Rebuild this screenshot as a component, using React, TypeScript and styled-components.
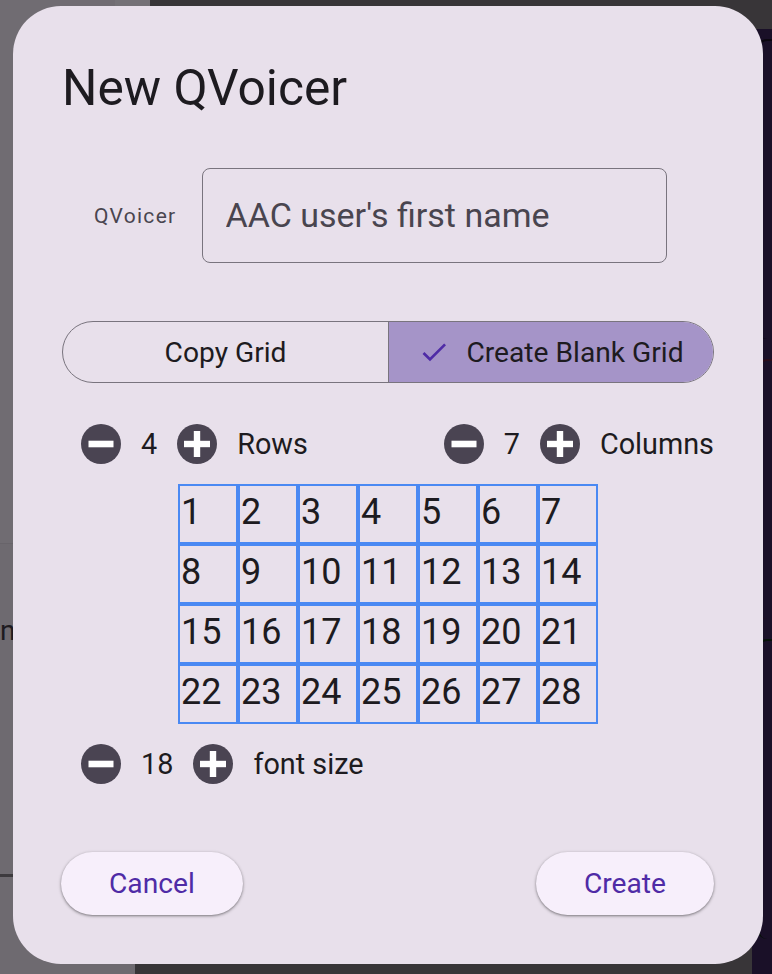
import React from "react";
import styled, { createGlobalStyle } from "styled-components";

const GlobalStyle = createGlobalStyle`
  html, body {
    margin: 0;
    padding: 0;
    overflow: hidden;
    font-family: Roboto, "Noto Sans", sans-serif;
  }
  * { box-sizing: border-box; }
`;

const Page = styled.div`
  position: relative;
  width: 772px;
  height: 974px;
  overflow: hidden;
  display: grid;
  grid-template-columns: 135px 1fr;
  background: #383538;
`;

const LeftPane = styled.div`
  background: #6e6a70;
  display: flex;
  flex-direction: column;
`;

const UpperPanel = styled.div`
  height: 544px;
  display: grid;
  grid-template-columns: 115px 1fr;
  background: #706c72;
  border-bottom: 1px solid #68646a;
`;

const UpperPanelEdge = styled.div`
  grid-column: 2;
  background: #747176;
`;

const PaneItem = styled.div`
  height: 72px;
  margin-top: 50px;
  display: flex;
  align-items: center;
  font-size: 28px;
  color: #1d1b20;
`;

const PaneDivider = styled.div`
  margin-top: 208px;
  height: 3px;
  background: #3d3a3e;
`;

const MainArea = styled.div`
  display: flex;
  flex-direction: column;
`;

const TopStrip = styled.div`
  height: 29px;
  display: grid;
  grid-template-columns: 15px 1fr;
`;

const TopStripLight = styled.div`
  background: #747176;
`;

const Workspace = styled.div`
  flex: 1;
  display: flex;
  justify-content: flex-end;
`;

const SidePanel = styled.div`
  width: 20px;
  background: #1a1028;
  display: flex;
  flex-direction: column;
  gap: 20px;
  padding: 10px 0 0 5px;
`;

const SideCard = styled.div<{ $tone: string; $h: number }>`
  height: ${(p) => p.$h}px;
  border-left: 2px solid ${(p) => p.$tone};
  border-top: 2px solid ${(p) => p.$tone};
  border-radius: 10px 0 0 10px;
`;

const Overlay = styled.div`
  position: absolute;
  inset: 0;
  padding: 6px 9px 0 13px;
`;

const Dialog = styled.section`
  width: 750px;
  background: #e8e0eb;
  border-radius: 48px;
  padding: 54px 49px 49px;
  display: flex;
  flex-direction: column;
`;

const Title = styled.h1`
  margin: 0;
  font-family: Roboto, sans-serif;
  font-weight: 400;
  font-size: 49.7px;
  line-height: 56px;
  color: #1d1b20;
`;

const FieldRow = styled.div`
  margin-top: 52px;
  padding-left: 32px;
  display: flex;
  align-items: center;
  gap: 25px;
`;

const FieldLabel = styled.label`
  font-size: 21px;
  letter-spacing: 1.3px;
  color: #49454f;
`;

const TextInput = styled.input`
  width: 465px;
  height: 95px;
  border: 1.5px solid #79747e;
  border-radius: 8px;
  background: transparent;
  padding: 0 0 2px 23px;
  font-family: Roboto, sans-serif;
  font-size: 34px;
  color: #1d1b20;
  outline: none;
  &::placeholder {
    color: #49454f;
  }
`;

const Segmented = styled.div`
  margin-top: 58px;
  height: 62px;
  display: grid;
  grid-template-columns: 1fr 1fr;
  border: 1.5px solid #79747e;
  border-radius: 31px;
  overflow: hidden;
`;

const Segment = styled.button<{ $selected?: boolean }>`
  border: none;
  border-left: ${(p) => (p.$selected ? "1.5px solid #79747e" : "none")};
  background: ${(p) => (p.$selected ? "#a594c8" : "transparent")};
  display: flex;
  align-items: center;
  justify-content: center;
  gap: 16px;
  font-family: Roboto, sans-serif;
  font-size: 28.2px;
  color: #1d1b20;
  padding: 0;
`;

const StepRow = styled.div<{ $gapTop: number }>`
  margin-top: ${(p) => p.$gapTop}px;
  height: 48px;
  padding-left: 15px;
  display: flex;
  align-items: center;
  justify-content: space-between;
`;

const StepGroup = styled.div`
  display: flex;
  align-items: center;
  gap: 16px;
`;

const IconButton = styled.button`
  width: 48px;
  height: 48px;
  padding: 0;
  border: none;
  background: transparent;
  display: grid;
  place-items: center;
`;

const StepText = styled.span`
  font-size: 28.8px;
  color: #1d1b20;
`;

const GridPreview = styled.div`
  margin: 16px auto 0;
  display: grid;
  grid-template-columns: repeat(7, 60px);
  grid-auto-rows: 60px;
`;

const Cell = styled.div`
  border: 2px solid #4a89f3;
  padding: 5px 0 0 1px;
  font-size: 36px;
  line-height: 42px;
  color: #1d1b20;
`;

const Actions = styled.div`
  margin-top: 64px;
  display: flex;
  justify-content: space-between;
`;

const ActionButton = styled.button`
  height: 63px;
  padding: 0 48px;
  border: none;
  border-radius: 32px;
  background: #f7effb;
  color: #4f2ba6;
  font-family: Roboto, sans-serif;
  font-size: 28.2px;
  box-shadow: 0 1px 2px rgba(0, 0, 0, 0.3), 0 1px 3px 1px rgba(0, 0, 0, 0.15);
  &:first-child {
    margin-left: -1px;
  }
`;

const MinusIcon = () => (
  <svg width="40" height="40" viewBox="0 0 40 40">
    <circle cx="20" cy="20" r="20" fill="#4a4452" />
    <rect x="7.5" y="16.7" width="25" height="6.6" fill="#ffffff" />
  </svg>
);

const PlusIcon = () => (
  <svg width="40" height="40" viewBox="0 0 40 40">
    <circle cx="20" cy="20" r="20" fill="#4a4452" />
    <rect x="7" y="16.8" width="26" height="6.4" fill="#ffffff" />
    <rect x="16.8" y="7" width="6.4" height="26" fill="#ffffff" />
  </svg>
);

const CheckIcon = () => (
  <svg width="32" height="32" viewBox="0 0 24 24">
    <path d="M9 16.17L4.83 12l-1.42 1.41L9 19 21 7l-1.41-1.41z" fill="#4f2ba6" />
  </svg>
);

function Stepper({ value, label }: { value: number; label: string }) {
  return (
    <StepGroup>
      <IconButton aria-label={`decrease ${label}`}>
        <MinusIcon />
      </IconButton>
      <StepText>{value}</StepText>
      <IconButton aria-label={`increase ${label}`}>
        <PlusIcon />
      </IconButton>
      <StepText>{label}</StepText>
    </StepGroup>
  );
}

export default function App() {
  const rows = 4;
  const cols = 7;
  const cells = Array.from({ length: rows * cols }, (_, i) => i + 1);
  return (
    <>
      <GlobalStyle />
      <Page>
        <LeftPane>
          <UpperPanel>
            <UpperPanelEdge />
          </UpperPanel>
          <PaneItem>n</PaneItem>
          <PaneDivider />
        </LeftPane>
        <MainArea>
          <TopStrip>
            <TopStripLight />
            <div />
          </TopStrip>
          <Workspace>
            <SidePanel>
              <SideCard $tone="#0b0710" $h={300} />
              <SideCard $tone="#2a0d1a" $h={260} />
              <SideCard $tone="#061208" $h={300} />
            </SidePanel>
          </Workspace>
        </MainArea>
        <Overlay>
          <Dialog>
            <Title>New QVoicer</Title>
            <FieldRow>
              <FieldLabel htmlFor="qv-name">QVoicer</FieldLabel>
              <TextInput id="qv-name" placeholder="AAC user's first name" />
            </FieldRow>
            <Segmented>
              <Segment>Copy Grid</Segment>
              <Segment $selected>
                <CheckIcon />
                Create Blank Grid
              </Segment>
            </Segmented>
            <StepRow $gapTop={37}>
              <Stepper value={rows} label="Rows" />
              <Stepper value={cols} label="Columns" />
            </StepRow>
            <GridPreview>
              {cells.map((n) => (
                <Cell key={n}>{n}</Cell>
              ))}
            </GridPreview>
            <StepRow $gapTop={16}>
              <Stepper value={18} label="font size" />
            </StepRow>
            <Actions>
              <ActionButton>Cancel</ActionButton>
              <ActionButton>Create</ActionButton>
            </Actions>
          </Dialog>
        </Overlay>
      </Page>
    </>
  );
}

---

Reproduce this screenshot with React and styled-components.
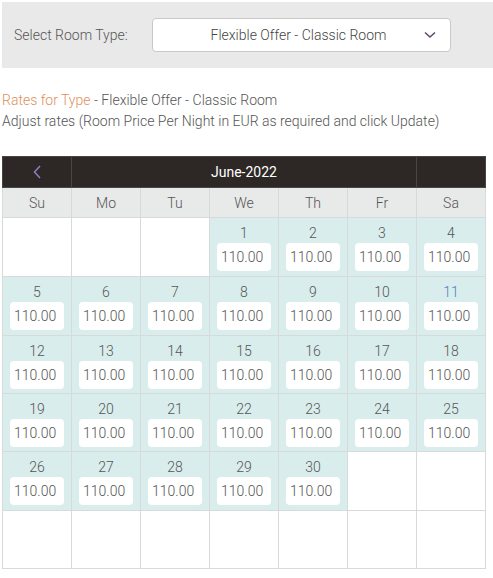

--

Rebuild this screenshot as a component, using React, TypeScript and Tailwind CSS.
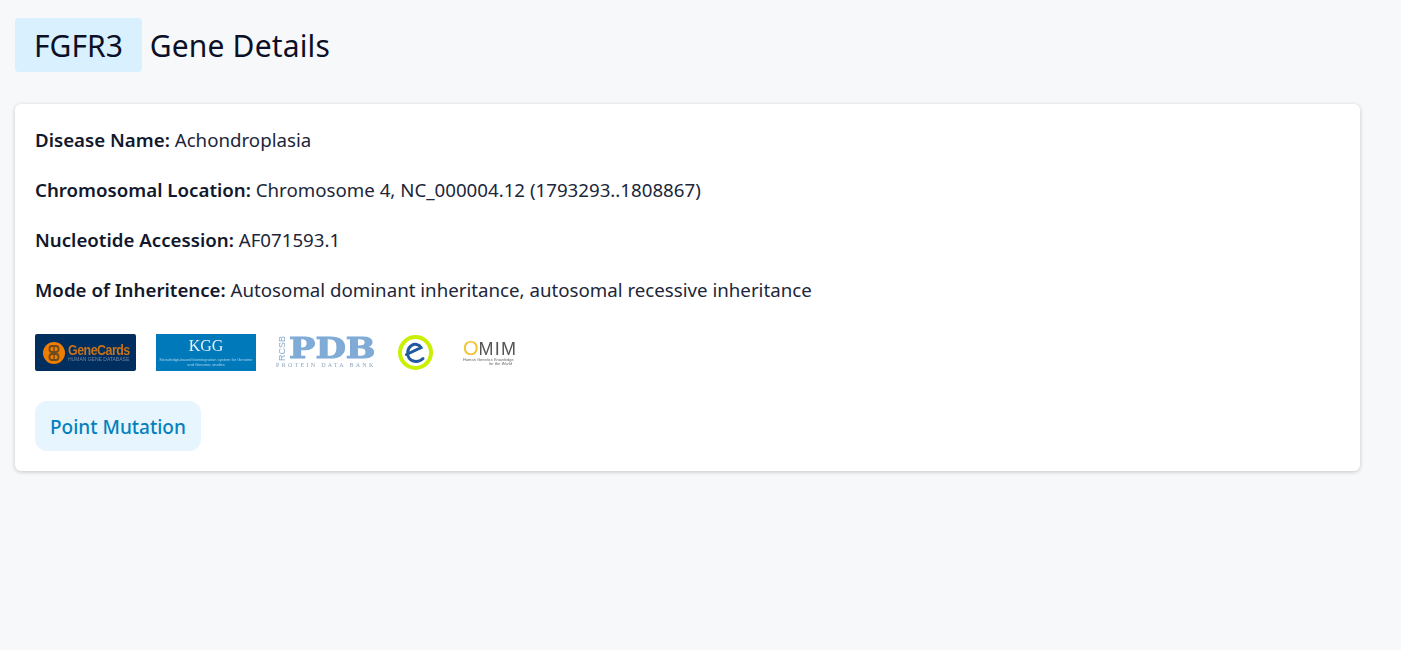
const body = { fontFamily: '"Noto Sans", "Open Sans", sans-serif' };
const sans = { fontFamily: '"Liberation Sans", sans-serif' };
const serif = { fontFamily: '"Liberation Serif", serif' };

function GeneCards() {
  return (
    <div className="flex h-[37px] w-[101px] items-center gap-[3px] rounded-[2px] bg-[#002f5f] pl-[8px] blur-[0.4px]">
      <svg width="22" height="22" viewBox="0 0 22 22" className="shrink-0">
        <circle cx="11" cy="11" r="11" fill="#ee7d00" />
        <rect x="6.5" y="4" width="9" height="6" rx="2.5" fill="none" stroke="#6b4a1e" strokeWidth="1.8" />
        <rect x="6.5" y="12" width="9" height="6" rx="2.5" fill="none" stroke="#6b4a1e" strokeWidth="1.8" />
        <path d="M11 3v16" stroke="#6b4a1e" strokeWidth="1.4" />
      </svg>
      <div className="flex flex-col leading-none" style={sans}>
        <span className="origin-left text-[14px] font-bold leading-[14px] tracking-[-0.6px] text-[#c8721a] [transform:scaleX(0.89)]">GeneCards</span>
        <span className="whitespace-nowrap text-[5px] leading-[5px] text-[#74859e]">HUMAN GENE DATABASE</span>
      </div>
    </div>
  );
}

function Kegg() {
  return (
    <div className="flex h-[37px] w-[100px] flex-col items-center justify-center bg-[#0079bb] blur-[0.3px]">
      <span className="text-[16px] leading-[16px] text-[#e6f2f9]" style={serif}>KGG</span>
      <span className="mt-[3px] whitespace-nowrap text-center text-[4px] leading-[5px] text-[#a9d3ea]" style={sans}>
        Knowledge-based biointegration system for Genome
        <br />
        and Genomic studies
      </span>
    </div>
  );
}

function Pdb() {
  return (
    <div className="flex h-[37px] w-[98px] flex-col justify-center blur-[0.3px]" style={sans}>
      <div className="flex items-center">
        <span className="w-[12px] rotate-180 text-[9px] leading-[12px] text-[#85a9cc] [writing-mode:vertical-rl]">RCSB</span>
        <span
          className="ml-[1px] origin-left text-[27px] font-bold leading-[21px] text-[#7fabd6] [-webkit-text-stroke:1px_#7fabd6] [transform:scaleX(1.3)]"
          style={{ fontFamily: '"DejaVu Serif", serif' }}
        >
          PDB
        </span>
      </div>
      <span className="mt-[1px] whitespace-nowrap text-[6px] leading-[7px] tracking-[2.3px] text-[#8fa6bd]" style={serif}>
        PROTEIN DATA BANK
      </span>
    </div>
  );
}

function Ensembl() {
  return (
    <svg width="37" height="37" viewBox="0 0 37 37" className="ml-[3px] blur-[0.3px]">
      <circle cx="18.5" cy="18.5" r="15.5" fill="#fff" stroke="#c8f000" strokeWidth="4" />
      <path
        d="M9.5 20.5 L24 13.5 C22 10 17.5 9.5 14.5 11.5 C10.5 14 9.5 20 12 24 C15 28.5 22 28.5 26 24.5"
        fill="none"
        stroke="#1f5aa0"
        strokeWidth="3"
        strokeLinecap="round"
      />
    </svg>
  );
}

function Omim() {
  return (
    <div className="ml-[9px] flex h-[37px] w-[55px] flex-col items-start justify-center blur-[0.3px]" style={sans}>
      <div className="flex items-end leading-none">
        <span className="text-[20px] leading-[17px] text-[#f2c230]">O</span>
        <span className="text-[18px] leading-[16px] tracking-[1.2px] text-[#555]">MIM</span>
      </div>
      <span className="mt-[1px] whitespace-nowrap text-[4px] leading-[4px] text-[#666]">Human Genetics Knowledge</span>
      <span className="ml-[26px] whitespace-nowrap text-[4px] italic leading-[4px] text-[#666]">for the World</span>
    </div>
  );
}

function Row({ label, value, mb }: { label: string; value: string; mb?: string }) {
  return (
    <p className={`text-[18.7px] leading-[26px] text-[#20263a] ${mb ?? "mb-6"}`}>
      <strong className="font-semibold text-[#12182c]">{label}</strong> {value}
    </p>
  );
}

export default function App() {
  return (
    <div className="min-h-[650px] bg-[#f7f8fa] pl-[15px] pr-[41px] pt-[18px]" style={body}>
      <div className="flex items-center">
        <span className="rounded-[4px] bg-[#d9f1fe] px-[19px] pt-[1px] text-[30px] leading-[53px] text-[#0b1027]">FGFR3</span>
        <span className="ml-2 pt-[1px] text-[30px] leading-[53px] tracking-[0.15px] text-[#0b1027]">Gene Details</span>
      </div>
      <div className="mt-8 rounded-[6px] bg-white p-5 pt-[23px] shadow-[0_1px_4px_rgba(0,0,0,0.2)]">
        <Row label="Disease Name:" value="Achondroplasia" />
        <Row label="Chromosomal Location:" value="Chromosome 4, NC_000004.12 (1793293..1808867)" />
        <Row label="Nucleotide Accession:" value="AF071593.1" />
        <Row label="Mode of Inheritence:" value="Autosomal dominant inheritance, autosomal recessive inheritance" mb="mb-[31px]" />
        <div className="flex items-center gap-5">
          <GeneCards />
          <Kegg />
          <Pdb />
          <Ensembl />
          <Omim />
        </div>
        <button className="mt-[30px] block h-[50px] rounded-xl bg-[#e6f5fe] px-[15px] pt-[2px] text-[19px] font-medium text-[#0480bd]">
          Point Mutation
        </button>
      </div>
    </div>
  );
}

• _Instructions to follow_
Report the number of lines in the entries above that include the word "using" and add nothing to it.

• _Solved problem_
2